Where the Idea Came From

The idea for this theme grew out of thinking about what it would be like to lose not just your home, but your entire cultural and social world overnight. In the author’s note, I talk about wanting to explore loneliness at an extreme scale: being the sole survivor of a people, waking into a future where everyone who shaped your identity is gone. Science fiction gave me the space to externalize that loneliness—to turn it into a literal universe of strangers. I was especially interested in what happens after the escape—when the danger passes, but the isolation remains—and how belonging has to be rebuilt from nothing.

How The Search for Belonging Shapes the Story

Belonging is the emotional engine that drives Strangers in Flight. Reva’s struggle is not just physical survival or escape from enemies, but the deeper shock of cultural and personal dislocation. She wakes into a galaxy that doesn’t share her language, her customs, or her assumptions about the body, privacy, and trust. Her choices throughout the story are shaped by the question of whether belonging is even possible—or whether survival requires emotional withdrawal. That tension—between isolation and connection—echoes throughout the wider conflict of the series, where entire peoples are being displaced by war.

Isaac’s journey mirrors this from the opposite direction. Though he has a ship, a profession, and a place in the wider conflict of the Sons of the Starfarers series, he is also profoundly isolated—adrift on the frontier, defined more by what he avoids than what he commits to. When these two characters come together, the story treats belonging not as instant comfort, but as something forged through mutual risk, responsibility, and choice.
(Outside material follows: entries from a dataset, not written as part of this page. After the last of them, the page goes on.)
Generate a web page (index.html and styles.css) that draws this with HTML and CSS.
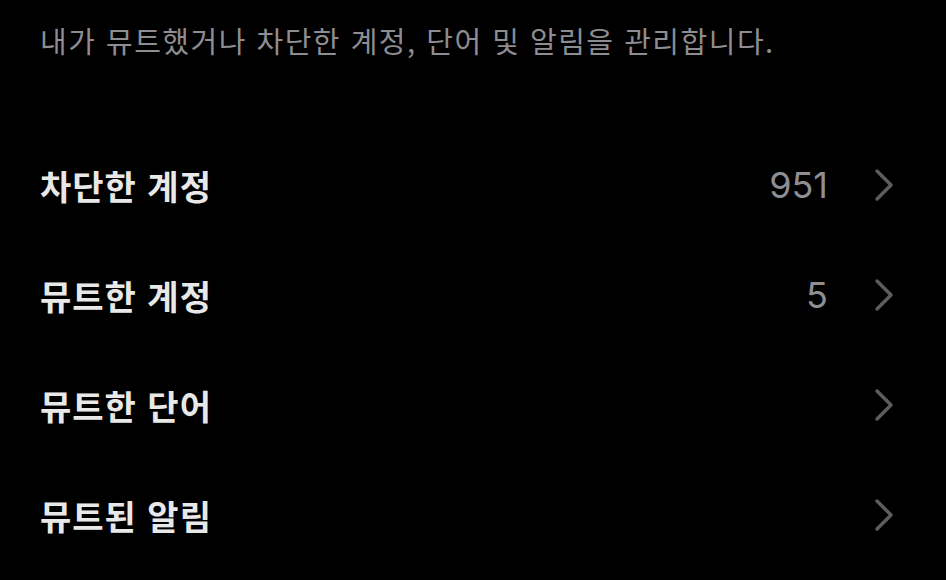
FILE: index.html
```html
<!DOCTYPE html>
<html lang="ko">
<head>
    <meta charset="utf-8">
    <title>뮤트 및 차단</title>
    <link rel="stylesheet" href="styles.css">
</head>
<body>
    <p class="desc">내가 뮤트했거나 차단한 계정, 단어 및 알림을 관리합니다.</p>

    <ul class="menu">
        <li class="menu-row">
            <span class="label">차단한 계정</span>
            <span class="count">951</span>
            <svg class="chevron" viewBox="0 0 20 34"><path d="M3 3 L17 17 L3 31"/></svg>
        </li>
        <li class="menu-row">
            <span class="label">뮤트한 계정</span>
            <span class="count">5</span>
            <svg class="chevron" viewBox="0 0 20 34"><path d="M3 3 L17 17 L3 31"/></svg>
        </li>
        <li class="menu-row">
            <span class="label">뮤트한 단어</span>
            <svg class="chevron" viewBox="0 0 20 34"><path d="M3 3 L17 17 L3 31"/></svg>
        </li>
        <li class="menu-row">
            <span class="label">뮤트된 알림</span>
            <svg class="chevron" viewBox="0 0 20 34"><path d="M3 3 L17 17 L3 31"/></svg>
        </li>
    </ul>
</body>
</html>
```

FILE: styles.css
```css
body {
    margin: 0;
    background-color: #000;
    font-family: "Noto Sans CJK KR", "Noto Sans", sans-serif;
    overflow: hidden;
}
.desc {
    margin: 0;
    padding: 20px 40px 0 40px;
    height: 110px;
    color: #8d8d92;
    font-size: 29px;
    line-height: 40px;
    letter-spacing: 1.5px;
}
.menu {
    list-style: none;
    margin: 0;
    padding: 0 52px 0 40px;
}
.menu-row {
    display: flex;
    align-items: center;
    height: 110px;
}
.label {
    flex: 1;
    color: #e8e8e8;
    font-size: 34px;
    font-weight: bold;
    letter-spacing: 1px;
}
.count {
    color: #8e8e93;
    font-family: "Inter", "Liberation Sans", sans-serif;
    font-size: 36px;
    margin-right: 46px;
}
.chevron {
    width: 20px;
    height: 34px;
    fill: none;
    stroke: #5c5c60;
    stroke-width: 3.5;
    stroke-linecap: round;
    stroke-linejoin: round;
}
```
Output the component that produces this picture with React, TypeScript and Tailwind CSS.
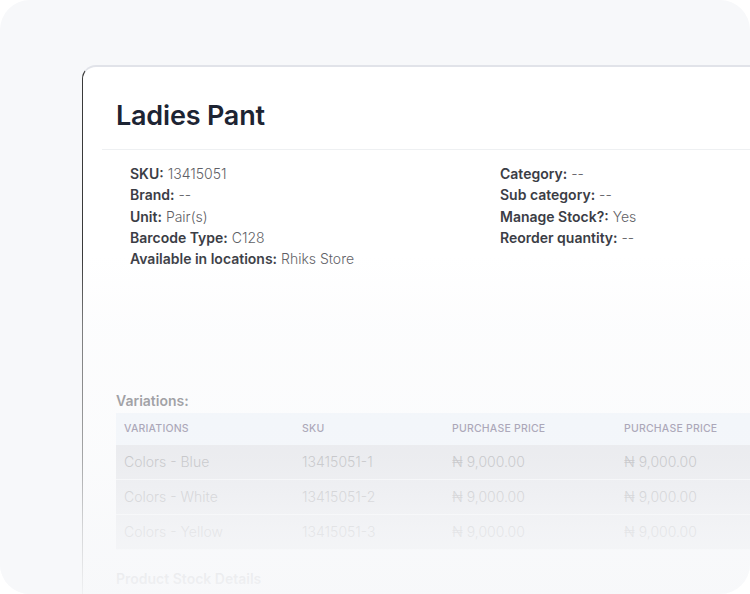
import React from 'react';

const LEFT_INFO = [
  { label: 'SKU:', value: '13415051' },
  { label: 'Brand:', value: '--' },
  { label: 'Unit:', value: 'Pair(s)' },
  { label: 'Barcode Type:', value: 'C128' },
  { label: 'Available in locations:', value: 'Rhiks Store' },
];

const RIGHT_INFO = [
  { label: 'Category:', value: '--' },
  { label: 'Sub category:', value: '--' },
  { label: 'Manage Stock?:', value: 'Yes' },
  { label: 'Reorder quantity:', value: '--' },
];

const VARIATIONS = [
  { name: 'Colors - Blue', sku: '13415051-1', price: '₦ 9,000.00' },
  { name: 'Colors - White', sku: '13415051-2', price: '₦ 9,000.00' },
  { name: 'Colors - Yellow', sku: '13415051-3', price: '₦ 9,000.00' },
];

function InfoRow({ label, value }: { label: string; value: string }) {
  return (
    <div className="leading-[21.25px] whitespace-nowrap">
      <span className="font-semibold text-[#3b3d45]">{label}</span>{' '}
      <span className="font-light text-[#5f5f66]">{value}</span>
    </div>
  );
}

export default function App() {
  return (
    <div className="w-[750px] h-[594px] bg-white font-['Inter',sans-serif]">
      <div className="relative w-full h-full rounded-[30px] bg-[#f7f8fa] overflow-hidden pl-[82px] pt-[65px]">
        <div className="h-full w-[700px] bg-white rounded-tl-[14px] border-t-2 border-l border-t-[#e1e3e9] border-l-[#3a3a3a] pl-[19px]">
          <div className="pl-[14px] pt-[33px] pb-[17px]">
            <h1 className="text-[27px] leading-[32px] font-semibold text-[#1d2433] tracking-[-0.2px]">Ladies Pant</h1>
          </div>
          <div className="border-t border-[#eef0f2]" />

          <div className="grid grid-cols-[370px_1fr] pl-[28px] pt-[13px] text-[14px]">
            <div>
              {LEFT_INFO.map((row) => (
                <InfoRow key={row.label} {...row} />
              ))}
            </div>
            <div>
              {RIGHT_INFO.map((row) => (
                <InfoRow key={row.label} {...row} />
              ))}
            </div>
          </div>

          <div className="pl-[14px] mt-[122px]">
            <h2 className="text-[14px] leading-[20px] font-semibold text-[#595960]">Variations:</h2>
            <div className="mt-[2px] text-[14px]">
              <div className="grid grid-cols-[178px_150px_172px_1fr] h-[32px] items-center bg-[#eff4fa] pl-[8px] text-[10.5px] font-medium uppercase text-[#5e5476] tracking-[0.2px]">
                <div>Variations</div>
                <div>SKU</div>
                <div>Purchase Price</div>
                <div>Purchase Price</div>
              </div>
              {VARIATIONS.map((v) => (
                <div
                  key={v.sku}
                  className="grid grid-cols-[178px_150px_172px_1fr] h-[35px] items-center bg-[#dcdde2] border-b border-[#f4f5f7] pl-[8px] pb-[2px] font-light text-[#8a8a8e]"
                >
                  <div>{v.name}</div>
                  <div>{v.sku}</div>
                  <div>{v.price}</div>
                  <div>{v.price}</div>
                </div>
              ))}
            </div>
            <h2 className="mt-[19px] text-[14px] leading-[20px] font-semibold text-[#6a6a70]">Product Stock Details</h2>
          </div>
        </div>

        <div className="pointer-events-none absolute inset-0 bg-[linear-gradient(to_bottom,rgba(247,248,250,0)_0%,rgba(247,248,250,0)_43%,rgba(247,248,250,0.35)_55%,rgba(247,248,250,0.45)_67%,rgba(247,248,250,0.57)_77%,rgba(247,248,250,0.82)_89%,rgba(247,248,250,0.96)_100%)]" />
      </div>
    </div>
  );
}
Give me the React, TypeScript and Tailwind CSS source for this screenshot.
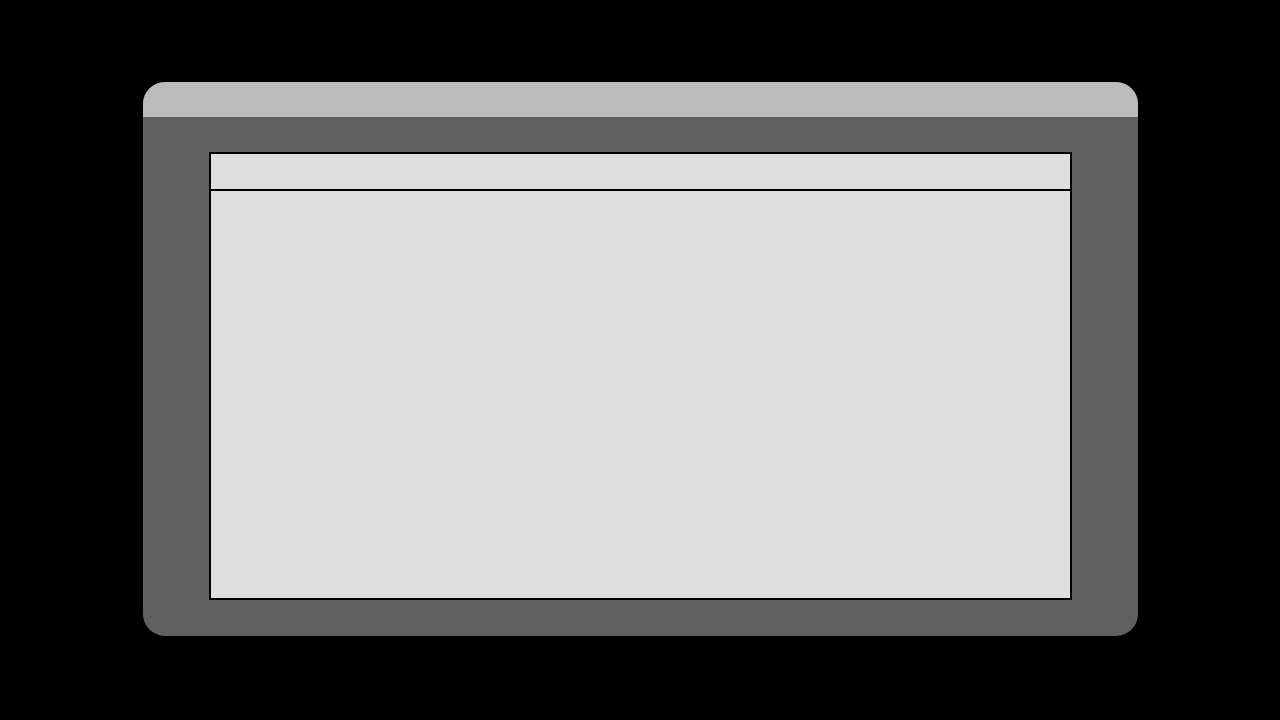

These decisions ripple outward, shaping the story’s conflicts and setting the tone for the relationships that continue across the series.

What The Search for Belonging Says About Us

At a time when many people feel disconnected even while surrounded by others, Strangers in Flight frames belonging as a fundamental human need rather than a luxury. The novel suggests that loneliness is not just emotional pain, but a condition that makes us vulnerable—to despair, exploitation, and moral compromise. If you’ve ever felt out of place, unseen, or unmoored after loss or change, this story treats that experience with seriousness and empathy. At the same time, it offers a quiet hope: belonging doesn’t require shared origins or perfect understanding. It begins when people choose to care for one another, even when doing so is inconvenient, risky, or costly.

Why This Theme Matters to Me

This theme matters to me because I’ve always been drawn to stories about people on the margins—exiles, refugees, wanderers, and survivors—who have to decide whether connection is still worth the risk after loss. I wanted to write a story that takes loneliness seriously without becoming cynical, and that treats belonging not as something we passively receive, but something we actively build. That question—how people find one another in the aftermath of upheaval—runs throughout the Sons of the Starfarers series. For me, Strangers in Flight is ultimately about the hope that even in a vast and lonely universe, belonging can still be found—sometimes in the most unexpected places.